Silicon Supercapacitor Promises Built-in Energy Storage For Electronic Devices 95
Science_afficionado writes "A news release from Vanderbilt University begins, 'Solar cells that produce electricity 24/7, not just when the sun is shining. Mobile phones with built-in power cells that recharge in seconds and work for weeks between charges. These are just two of the possibilities raised by a novel supercapacitor design invented by material scientists ... that is described in a paper published in the Oct. 22 issue of the journal Scientific Reports. It is the first supercapacitor that is made out of silicon so it can be built into a silicon chip along with the microelectronic circuitry that it powers.
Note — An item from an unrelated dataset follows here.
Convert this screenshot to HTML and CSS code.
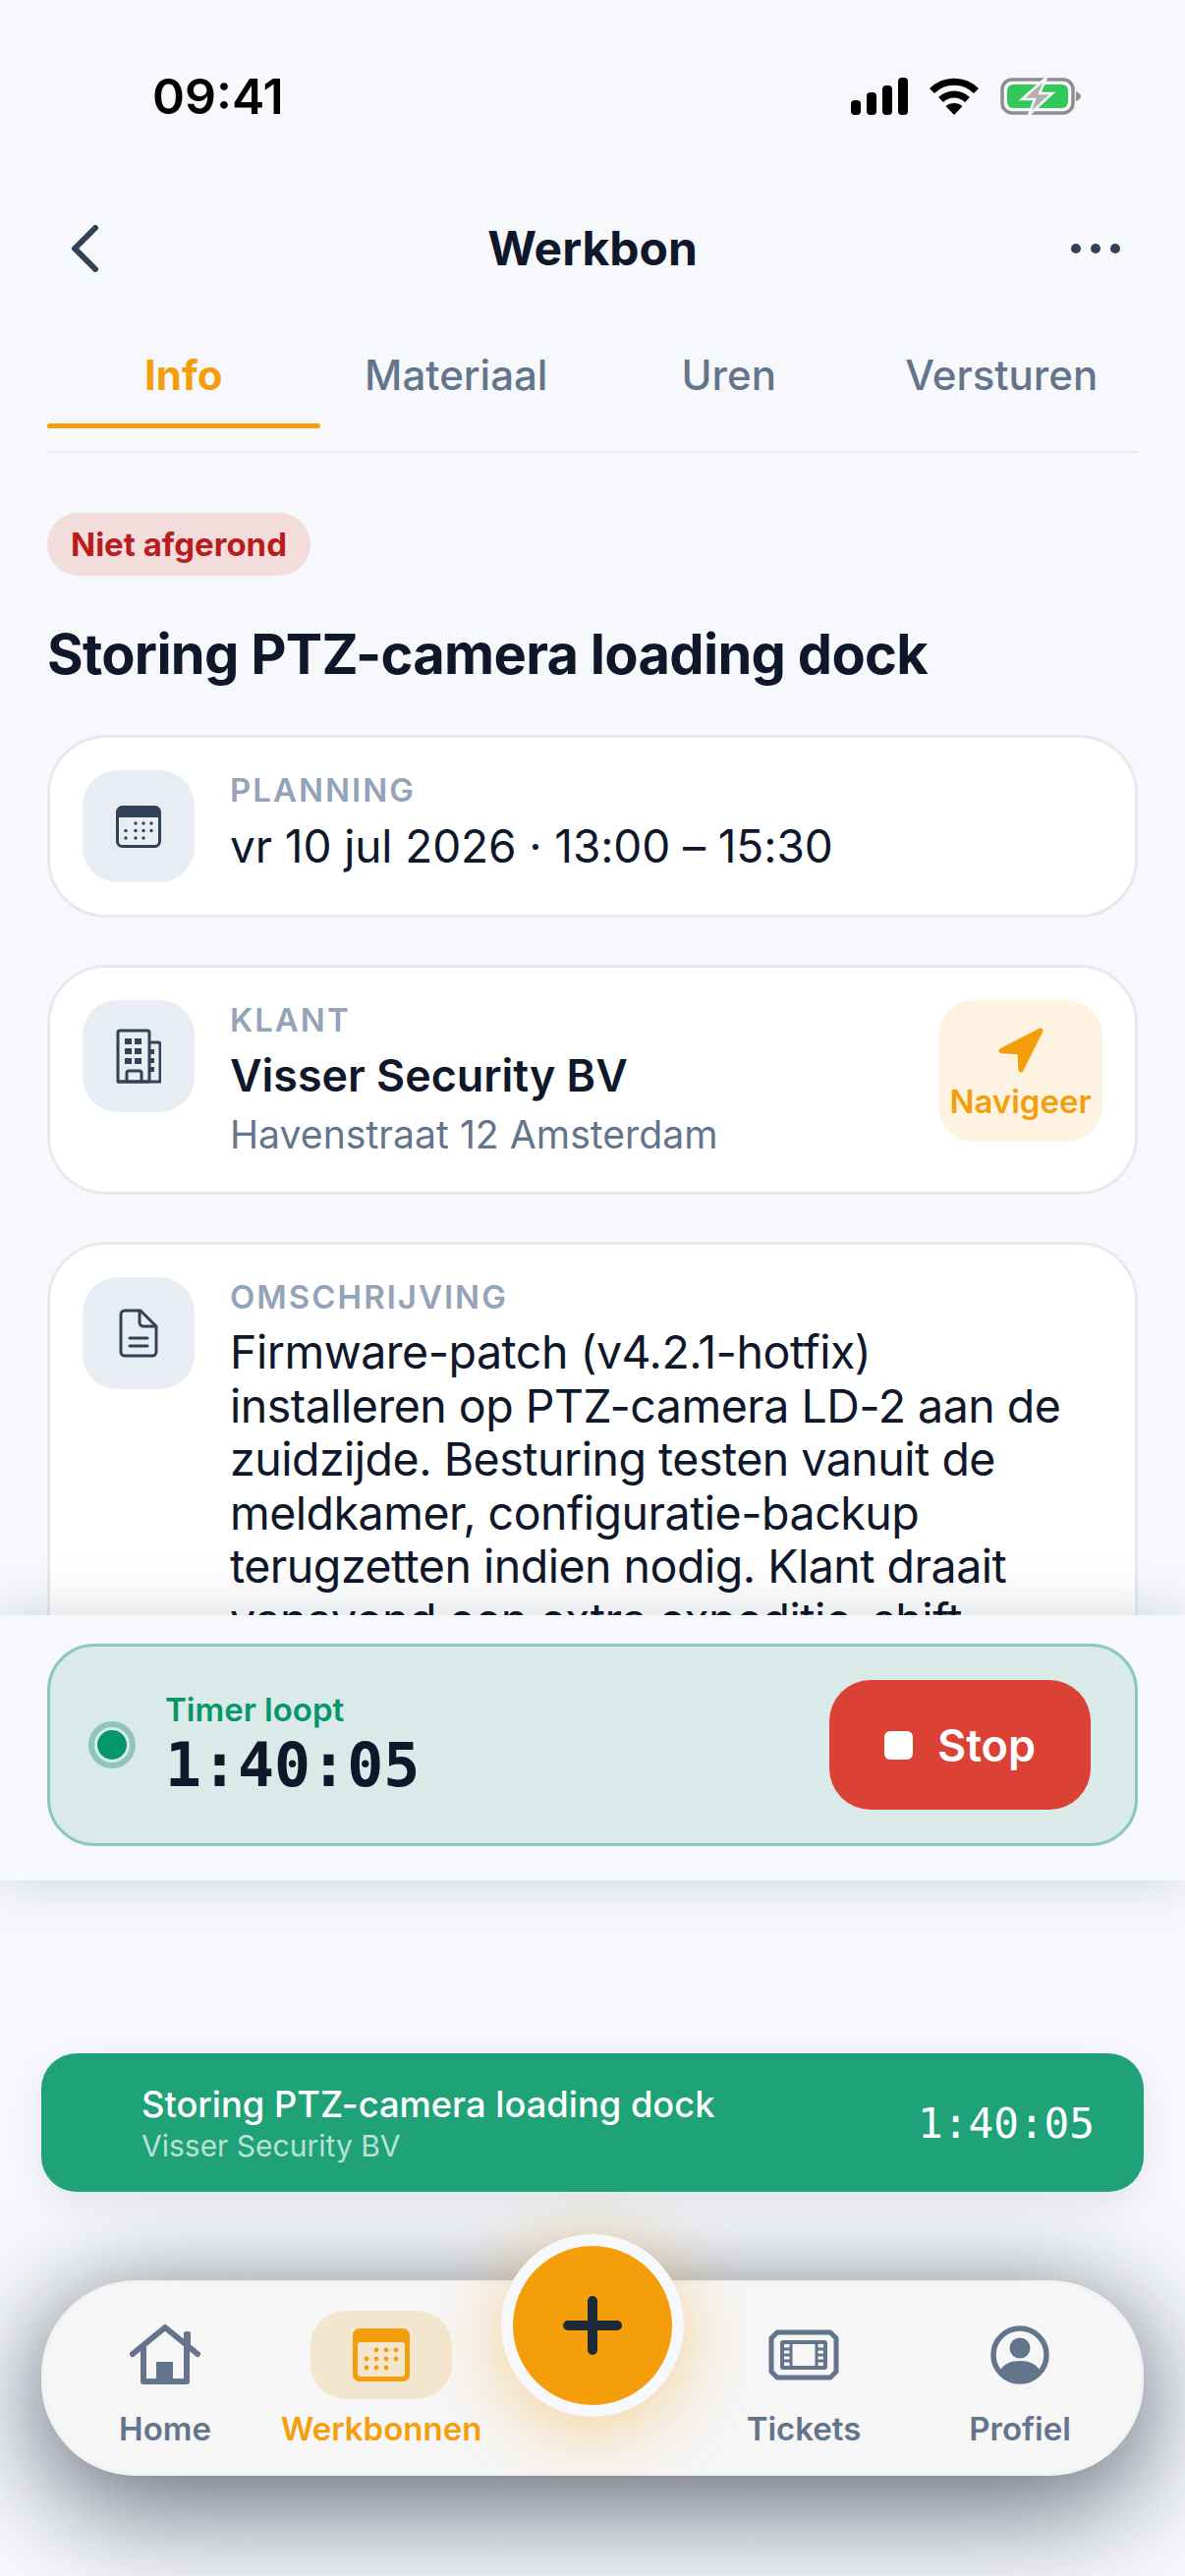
FILE: index.html
```html
<!DOCTYPE html>
<html lang="nl">
<head>
<meta charset="utf-8">
<title>Werkbon</title>
<link rel="stylesheet" href="styles.css">
</head>
<body>
<div class="app">
  <div class="status">
    <span class="clock">09:41</span>
    <div class="status-icons">
      <svg class="i-signal" viewBox="0 0 58 38"><rect x="0" y="23" width="10" height="15" rx="4"/><rect x="16" y="15" width="10" height="23" rx="4"/><rect x="32" y="8" width="10" height="30" rx="4"/><rect x="48" y="0" width="10" height="38" rx="4"/></svg>
      <svg class="i-wifi" viewBox="0 0 52 38"><path d="M3.500 13.500C16 1 36 1 48.500 13.500" fill="none" stroke="#000" stroke-width="7"/><path d="M12.500 22.500C20 15 32 15 39.500 22.500" fill="none" stroke="#000" stroke-width="7"/><path d="M17.500 29C22 25 30 25 34.500 29L26 38Z"/></svg>
      <svg class="i-batt" viewBox="0 0 82 40"><rect x="2" y="3" width="72" height="34" rx="10" fill="none" stroke="#8e8e8e" stroke-width="3.500"/><rect x="7" y="8" width="62" height="24" rx="6" fill="#34c759"/><path d="M77 15c3 1 5 3 5 5s-2 4-5 5Z" fill="#8e8e8e"/><path d="M47 1 22 23h13l-6 16 24-22H40Z" fill="#b0b0b0" stroke="#f6f8fb" stroke-width="2.500"/></svg>
    </div>
  </div>

  <header class="topbar">
    <svg class="i-back" viewBox="0 0 30 48"><path d="M26 3 5 24l21 21" fill="none" stroke="#334155" stroke-width="6" stroke-linecap="round" stroke-linejoin="round"/></svg>
    <h1 class="topbar-title">Werkbon</h1>
    <div class="dots"><span></span><span></span><span></span></div>
  </header>

  <nav class="tabs">
    <div class="tab tab-on">Info</div>
    <div class="tab">Materiaal</div>
    <div class="tab">Uren</div>
    <div class="tab">Versturen</div>
  </nav>

  <main class="scroll">
    <span class="badge">Niet afgerond</span>
    <h2 class="job-title">Storing PTZ-camera loading dock</h2>

    <section class="card">
      <div class="icon-box">
        <svg class="i-cal" viewBox="0 0 46 43"><rect x="1.500" y="1.500" width="43" height="40" rx="5" fill="none" stroke="#334155" stroke-width="3"/><path d="M1.500 7a5 5 0 0 1 5-5.500h33a5 5 0 0 1 5 5.500v5h-43Z" fill="#334155"/><g fill="#334155"><circle cx="20" cy="18" r="1.700"/><circle cx="28" cy="18" r="1.700"/><circle cx="36" cy="18" r="1.700"/><circle cx="10" cy="25.500" r="1.700"/><circle cx="20" cy="25.500" r="1.700"/><circle cx="28" cy="25.500" r="1.700"/><circle cx="36" cy="25.500" r="1.700"/><circle cx="10" cy="33" r="1.700"/><circle cx="20" cy="33" r="1.700"/><circle cx="28" cy="33" r="1.700"/></g></svg>
      </div>
      <div class="body">
        <div class="label">PLANNING</div>
        <div class="value">vr 10 jul 2026 · 13:00 – 15:30</div>
      </div>
    </section>

    <section class="card">
      <div class="icon-box">
        <svg class="i-bld" viewBox="0 0 46 56"><path d="M2 54V4a2 2 0 0 1 2-2h28a2 2 0 0 1 2 2v50Z" fill="none" stroke="#334155" stroke-width="3" stroke-linejoin="round"/><path d="M34 14h9a2 2 0 0 1 2 2v38H2" fill="none" stroke="#334155" stroke-width="3" stroke-linejoin="round"/><path d="M11 54v-9a2 2 0 0 1 2-2h11a2 2 0 0 1 2 2v9" fill="none" stroke="#334155" stroke-width="3"/><g fill="#334155"><rect x="9" y="10" width="7" height="6"/><rect x="19" y="10" width="7" height="6"/><rect x="9" y="20" width="7" height="6"/><rect x="19" y="20" width="7" height="6"/><rect x="9" y="30" width="7" height="6"/><rect x="19" y="30" width="7" height="6"/><rect x="34" y="21" width="5" height="5"/><rect x="34" y="30" width="5" height="5"/><rect x="34" y="39" width="5" height="5"/></g></svg>
      </div>
      <div class="body">
        <div class="label">KLANT</div>
        <div class="value value-strong">Visser Security BV</div>
        <div class="address">Havenstraat 12 Amsterdam</div>
      </div>
      <div class="nav-btn">
        <svg class="i-nav" viewBox="0 0 44 44"><path d="M41 3 3 22.500 21 23.500 22 41Z" fill="#f59e0b" stroke="#f59e0b" stroke-width="5" stroke-linejoin="round"/></svg>
        <span class="nav-btn-text">Navigeer</span>
      </div>
    </section>

    <section class="card">
      <div class="icon-box">
        <svg class="i-doc" viewBox="0 0 40 50"><path d="M22 2H6a4 4 0 0 0-4 4v38a4 4 0 0 0 4 4h28a4 4 0 0 0 4-4V18Z" fill="none" stroke="#334155" stroke-width="3" stroke-linejoin="round"/><path d="M21 2v12a4 4 0 0 0 4 4h13" fill="none" stroke="#334155" stroke-width="3"/><path d="M11 30h18M11 38h18" stroke="#334155" stroke-width="3" stroke-linecap="round"/></svg>
      </div>
      <div class="body">
        <div class="label">OMSCHRIJVING</div>
        <div class="desc">Firmware-patch (v4.2.1-hotfix) installeren op PTZ-camera LD-2 aan de zuidzijde. Besturing testen vanuit de meldkamer, configuratie-backup terugzetten indien nodig. Klant draait vanavond een extra expeditie-shift.</div>
      </div>
    </section>
  </main>

  <section class="timer-panel">
    <div class="timer">
      <span class="pulse"><span class="pulse-dot"></span></span>
      <div class="timer-body">
        <div class="timer-label">Timer loopt</div>
        <div class="timer-time">1:40:05</div>
      </div>
      <div class="stop"><span class="stop-square"></span><span>Stop</span></div>
    </div>
  </section>

  <section class="live-bar">
    <div class="live-text">
      <div class="live-title">Storing PTZ-camera loading dock</div>
      <div class="live-sub">Visser Security BV</div>
    </div>
    <div class="live-time">1:40:05</div>
  </section>

  <nav class="tabbar">
    <div class="item">
      <div class="item-icon">
        <svg class="i-home" viewBox="0 0 72 62"><path d="M3 30 36 3l33 27" fill="none" stroke="#64748b" stroke-width="6" stroke-linecap="round" stroke-linejoin="round"/><path d="M14 23v35h44V23" fill="none" stroke="#64748b" stroke-width="6" stroke-linejoin="round"/><rect x="27" y="38" width="17" height="20" fill="#64748b"/><rect x="55" y="7" width="7" height="20" rx="2" fill="#64748b"/></svg>
      </div>
      <span class="item-label">Home</span>
    </div>
    <div class="item item-on">
      <div class="item-icon item-icon-on">
        <svg class="i-cal2" viewBox="0 0 58 54"><rect x="0" y="0" width="58" height="54" rx="7" fill="#f59e0b"/><rect x="5" y="14" width="48" height="35" rx="3" fill="#f3e6cf"/><g fill="#f59e0b"><circle cx="24" cy="22" r="2.400"/><circle cx="34" cy="22" r="2.400"/><circle cx="44" cy="22" r="2.400"/><circle cx="14" cy="31" r="2.400"/><circle cx="24" cy="31" r="2.400"/><circle cx="34" cy="31" r="2.400"/><circle cx="44" cy="31" r="2.400"/><circle cx="14" cy="40" r="2.400"/><circle cx="24" cy="40" r="2.400"/><circle cx="34" cy="40" r="2.400"/></g></svg>
      </div>
      <span class="item-label">Werkbonnen</span>
    </div>
    <div class="item-gap"></div>
    <div class="item">
      <div class="item-icon">
        <svg class="i-ticket" viewBox="0 0 72 52"><path d="M9 3h54l6 6v34l-6 6H9l-6-6V9Z" fill="none" stroke="#64748b" stroke-width="5" stroke-linejoin="round"/><rect x="14" y="13" width="44" height="26" fill="none" stroke="#64748b" stroke-width="4" rx="1"/><path d="M23 13v26M49 13v26" stroke="#64748b" stroke-width="3"/><path d="M14 20h9M14 26h9M14 32h9M49 20h9M49 26h9M49 32h9" stroke="#64748b" stroke-width="3"/></svg>
      </div>
      <span class="item-label">Tickets</span>
    </div>
    <div class="item">
      <div class="item-icon">
        <svg class="i-user" viewBox="0 0 60 60"><circle cx="30" cy="30" r="27" fill="none" stroke="#64748b" stroke-width="5.500"/><circle cx="30" cy="23" r="10.500" fill="#64748b"/><path d="M9 47c4-8 12-11 21-11s17 3 21 11c-5 7-13 11-21 11S14 54 9 47Z" fill="#64748b"/></svg>
      </div>
      <span class="item-label">Profiel</span>
    </div>
    <div class="fab">
      <svg class="i-plus" viewBox="0 0 60 60"><path d="M30 5v50M5 30h50" stroke="#1f2937" stroke-width="10" stroke-linecap="round"/></svg>
    </div>
  </nav>
</div>
</body>
</html>
```
FILE: styles.css
```css
* { box-sizing: border-box; }
html, body { margin: 0; padding: 0; }
body {
  width: 1206px;
  height: 2622px;
  overflow: hidden;
  background: #f6f8fb;
  font-family: Inter, "Noto Sans", sans-serif;
  color: #0f172a;
}
.app { width: 1206px; height: 2622px; display: flex; flex-direction: column; }

.status { height: 196px; display: flex; align-items: center; justify-content: space-between; padding: 0 106px 0 155px; flex: none; }
.clock { font-size: 50px; font-weight: 600; color: #000; line-height: 1; }
.status-icons { display: flex; align-items: center; gap: 23px; }
.i-signal { width: 58px; height: 38px; display: block; }
.i-wifi { width: 52px; height: 38px; display: block; margin-left: -2px; }
.i-batt { width: 82px; height: 40px; display: block; margin-left: -2px; }

.topbar { height: 114px; flex: none; display: flex; align-items: center; justify-content: space-between; padding: 0 66px 0 71px; position: relative; }
.i-back { width: 30px; height: 48px; display: block; }
.topbar-title { position: absolute; left: 0; right: 0; text-align: center; margin: 0; font-size: 48px; font-weight: 700; line-height: 58px; color: #0f172a; }
.dots { display: flex; gap: 10px; }
.dots span { width: 10px; height: 10px; border-radius: 50%; background: #334155; }

.tabs { flex: none; margin: 0 48px; display: flex; padding-bottom: 23px; border-bottom: 2px solid #e7ebf0; }
.tab { flex: 1; padding-top: 41px; text-align: center; font-size: 42px; line-height: 62px; font-weight: 500; color: #64748b; height: 126px; }
.tab-on { color: #f59e0b; font-weight: 700; }
.tab-on::after { content: ""; display: block; height: 5px; margin-top: 18px; border-radius: 3px; background: #f59e0b; }

.scroll { height: 1183px; flex: none; overflow: hidden; padding: 61px 48px 0; display: flex; flex-direction: column; }
.badge { align-self: flex-start; height: 64px; padding: 0 24px; border-radius: 32px; background: #f2dcdc; color: #b91c1c; font-size: 33px; font-weight: 700; line-height: 64px; flex: none; }
.job-title { margin: 47px 0 0; font-size: 56px; line-height: 66px; font-weight: 700; letter-spacing: -0.700px; color: #0f172a; flex: none; }
.card { flex: none; margin-top: 48px; background: #fff; border: 3px solid #e6eaef; border-radius: 60px; padding: 33px; display: flex; align-items: flex-start; gap: 36px; }
.job-title + .card { margin-top: 49px; }
.icon-box { flex: none; width: 114px; height: 114px; border-radius: 36px; background: #e8edf3; display: flex; align-items: center; justify-content: center; }
.i-cal { width: 46px; height: 43px; display: block; }
.i-bld { width: 46px; height: 56px; display: block; }
.i-doc { width: 40px; height: 50px; display: block; }
.body { flex: 1; min-width: 0; }
.label { font-size: 33px; line-height: 41px; font-weight: 600; letter-spacing: 2px; color: #94a3b8; }
.value { margin-top: 7px; font-size: 46px; line-height: 58px; font-weight: 400; letter-spacing: -0.100px; color: #0f172a; }
.value-strong { font-size: 44.800px; font-weight: 600; letter-spacing: 0; }
.address { margin-top: 6px; font-size: 39.200px; line-height: 50px; color: #64748b; }
.desc { margin-top: 8px; padding-right: 27px; font-size: 46.500px; line-height: 54.600px; letter-spacing: -0.500px; color: #0f172a; }
.nav-btn { flex: none; width: 167px; height: 144px; border-radius: 36px; background: #fef3e0; display: flex; flex-direction: column; align-items: center; padding-top: 28px; }
.i-nav { width: 46px; height: 46px; display: block; }
.nav-btn-text { margin-top: 7px; font-size: 33px; line-height: 44px; font-weight: 600; color: #f59e0b; }

.timer-panel { position: relative; z-index: 2; flex: none; height: 270px; padding: 29px 48px 0; background: #f6f8fb; box-shadow: 0 0 54px rgba(15, 23, 42, .16); }
.timer { height: 206px; border: 3px solid #8bc9b4; border-radius: 48px; background: #d9eae8; display: flex; align-items: center; padding: 0 45px 0 39px; }
.pulse { flex: none; width: 48px; height: 48px; border-radius: 50%; background: #8cc8b5; display: flex; align-items: center; justify-content: center; }
.pulse-dot { width: 36px; height: 36px; border-radius: 50%; background: #059669; border: 3px solid #d9eae8; }
.timer-body { flex: 1; margin-left: 30px; }
.timer-label { font-size: 33px; line-height: 42px; font-weight: 600; color: #059669; }
.timer-time { font-family: "DejaVu Sans Mono", "Liberation Mono", monospace; font-size: 61.500px; line-height: 72px; font-weight: 700; color: #0f172a; }
.stop { flex: none; width: 266px; height: 132px; border-radius: 42px; background: #dc4136; color: #fff; display: flex; align-items: center; justify-content: center; gap: 25px; font-size: 45px; font-weight: 600; }
.stop-square { width: 29px; height: 29px; border-radius: 6px; background: #fff; }

.live-bar { flex: none; margin: 176px 42px 0; height: 141px; border-radius: 36px; background: #1fa277; display: flex; align-items: center; justify-content: space-between; padding: 0 50px 0 102px; box-shadow: 0 12px 36px rgba(15, 23, 42, .08); color: #fff; position: relative; z-index: 3; }
.live-title { font-size: 36.300px; line-height: 46px; font-weight: 500; }
.live-sub { font-size: 30px; line-height: 38px; color: rgba(255, 255, 255, .7); }
.live-time { font-family: "DejaVu Sans Mono", "Liberation Mono", monospace; font-size: 42.700px; font-weight: 500; }

.tabbar { position: relative; z-index: 2; flex: none; margin: 90px 42px 0; height: 199px; border-radius: 96px; background: #f6f6f6; border: 3px solid #f1f2f4; box-shadow: 0 18px 110px rgba(15, 23, 42, .6), 0 60px 120px rgba(15, 23, 42, .14); display: grid; grid-template-columns: 216px 224px 206px 224px 216px; padding: 28px 15px 0; align-items: start; }
.item { display: flex; flex-direction: column; align-items: center; }
.item-icon { width: 144px; height: 90px; display: flex; align-items: center; justify-content: center; border-radius: 36px; }
.item-icon-on { background: #f3e6cf; }
.item-label { margin-top: 8px; font-size: 33px; line-height: 44px; font-weight: 600; color: #64748b; white-space: nowrap; }
.item-on .item-label { color: #f59e0b; }
.i-home { width: 72px; height: 62px; display: block; }
.i-cal2 { width: 58px; height: 54px; display: block; }
.i-ticket { width: 72px; height: 52px; display: block; }
.i-user { width: 60px; height: 60px; display: block; }
.fab { position: absolute; left: 465px; top: -50px; width: 186px; height: 186px; border-radius: 50%; background: #f59e0b; border: 12px solid #f6f8fb; box-shadow: 0 12px 72px rgba(245, 158, 11, .42); display: flex; align-items: center; justify-content: center; }
.i-plus { width: 60px; height: 60px; display: block; }
```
In fact, it should be possible to construct these power cells out of the excess silicon that exists in the current generation of solar cells, sensors, mobile phones and a variety of other electromechanical devices, providing a considerable cost savings. ... Instead of storing energy in chemical reactions the way batteries do, “supercaps” store electricity by assembling ions on the surface of a porous material. As a result, they tend to charge and discharge in minutes, instead of hours, and operate for a few million cycles, instead of a few thousand cycles like batteries.' The full academic paper is available online."
Meh (Score:5, Insightful)
This will be a GREAT way (Score:5, Insightful)
to provide electricity for my flying car, and my holographic storage disks too!
Release Date??? (Score:0, Insightful)
I hate these kind of articles. If there's no release date and price what is the purpose. If I had a dime for every "breakthrough" that never resulted in an actual product I could pay off the national debt.
Re:Meh (Score:5, Insightful)
Capacitors used on your motherboard are mostly there as part of filter circuits and therefore chosen for their unique transient response (i.e. exactly how they behave over time once a voltage is applied). In other words, the discharge rate matters. Can't be too fast, can't be too slow.
Designing silicon based super caps for long term energy storage with slow discharge does not automatically mean that the same tech will replace regular electrolytic caps. I'm not saying they won't, haven't even read TFA, but the design goals are certainly distinct.